Thanks Cam. I had forgotten about making sure that they leave the property. But, I like your approach of dealing with Subject 2 owners that are out of the area. The likelihood of them returning to occupy the property would seem remote. I always tell them upfront that they will still be on the mortgage, the goal is to preserve their credit and at sometime in the near future (24 months usually time to find find a buyer. I do’t say anything about buyers), the note will be paid off removing their name (s) from the mortgage.

Yup, I did quite a few Sub 2’s during the 2000’s, and not once did the lender bat an eyelash.. They are just happy that the loan was brought current.. i.e. became a “performing” loan on their books again.. and that someone is making the payments on time. It’s really a non-issue, so I wouldn’t let that slow you down at all. As a matter of fact, I am currently marketing to people in pre-foreclosure on their mortgage AND to people who have tax liens on that property (sometimes BIG ones!), and are headed for Tax Foreclosure Sale at the county in a few months, due to unpaid property taxes.. These tax sale properties are a little known gold mine.. few, if any, investors are contacting these homeowners prior to the tax sale. Typically, investors who even know about tax sales are waiting until the sale itself (when properties often get bid up a lot higher than the amount of taxes owed).. but I can nab them prior to that, if the homeowner will work with me on a Sub2.

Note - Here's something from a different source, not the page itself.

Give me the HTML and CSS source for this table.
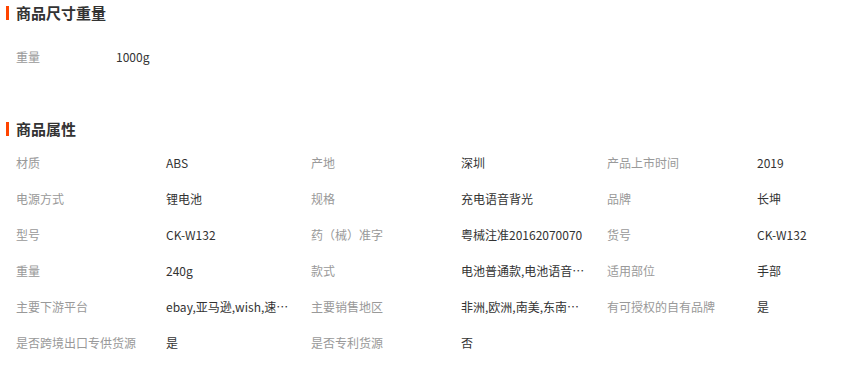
FILE: index.html
```html
<!DOCTYPE html>
<html lang="zh-CN">
<head>
<meta charset="utf-8">
<title>商品属性</title>
<link rel="stylesheet" href="styles.css">
</head>
<body>
<section class="section sec-dims">
  <h2 class="section-title"><span class="bar"></span>商品尺寸重量</h2>
  <div class="dims-list">
    <div class="dim-row"><span class="label dim-label">重量</span><span class="value">1000g</span></div>
  </div>
</section>
<section class="section sec-attrs">
  <h2 class="section-title"><span class="bar"></span>商品属性</h2>
  <div class="attr-grid">
    <div class="cell"><span class="label">材质</span><span class="value">ABS</span></div>
    <div class="cell"><span class="label">产地</span><span class="value">深圳</span></div>
    <div class="cell"><span class="label">产品上市时间</span><span class="value">2019</span></div>
    <div class="cell"><span class="label">电源方式</span><span class="value">锂电池</span></div>
    <div class="cell"><span class="label">规格</span><span class="value">充电语音背光</span></div>
    <div class="cell"><span class="label">品牌</span><span class="value">长坤</span></div>
    <div class="cell"><span class="label">型号</span><span class="value">CK-W132</span></div>
    <div class="cell"><span class="label">药（械）准字</span><span class="value">粤械注准20162070070</span></div>
    <div class="cell"><span class="label">货号</span><span class="value">CK-W132</span></div>
    <div class="cell"><span class="label">重量</span><span class="value">240g</span></div>
    <div class="cell"><span class="label">款式</span><span class="value">电池普通款,电池语音…</span></div>
    <div class="cell"><span class="label">适用部位</span><span class="value">手部</span></div>
    <div class="cell"><span class="label">主要下游平台</span><span class="value">ebay,亚马逊,wish,速…</span></div>
    <div class="cell"><span class="label">主要销售地区</span><span class="value">非洲,欧洲,南美,东南…</span></div>
    <div class="cell"><span class="label">有可授权的自有品牌</span><span class="value">是</span></div>
    <div class="cell"><span class="label">是否跨境出口专供货源</span><span class="value">是</span></div>
    <div class="cell"><span class="label">是否专利货源</span><span class="value">否</span></div>
  </div>
</section>
</body>
</html>
```

FILE: styles.css
```css
html, body {
  margin: 0;
  padding: 0;
  background: #fff;
}
body {
  font-family: "Noto Sans CJK SC", "Noto Sans", sans-serif;
  font-size: 12px;
  color: #333;
  width: 852px;
  overflow: hidden;
}
.section-title {
  margin: 0;
  height: 25px;
  display: flex;
  align-items: center;
  gap: 7px;
  padding-left: 6px;
  font-size: 15px;
  font-weight: bold;
  color: #333;
}
.bar {
  width: 3px;
  height: 14px;
  background: #ff4400;
  flex: none;
}
.dims-list {
  margin-top: 13px;
  padding-left: 16px;
}
.dim-row {
  height: 36px;
  display: flex;
  align-items: center;
}
.sec-attrs {
  margin-top: 42px;
}
.attr-grid {
  margin-top: 3px;
  padding-left: 16px;
  display: grid;
  grid-template-columns: 295px 296px 1fr;
  grid-auto-rows: 36px;
}
.cell {
  display: flex;
  align-items: center;
  min-width: 0;
}
.label {
  color: #999;
  width: 150px;
  flex: none;
  white-space: nowrap;
}
.dim-row .dim-label {
  width: 100px;
}
.value {
  color: #333;
  white-space: nowrap;
}
```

This is awesome info Cam. Keep on providing us with this kind of info so we can become great real estate investors like you. Thanks so very much.

Peace

For every dollar the bank has in their vault or on record ( virtual money) the FDIC gives them $10 credit to loan out or invest in derivatives etc; and make more money for the bank. This is why the bank wants the money not the house and will take the money every time over the house if they have a choice so we are doing them a service by giving them what they want. “Its a win win win situation” for the bank, the home owner in default/keeps a foreclosure off their credit history and the investor.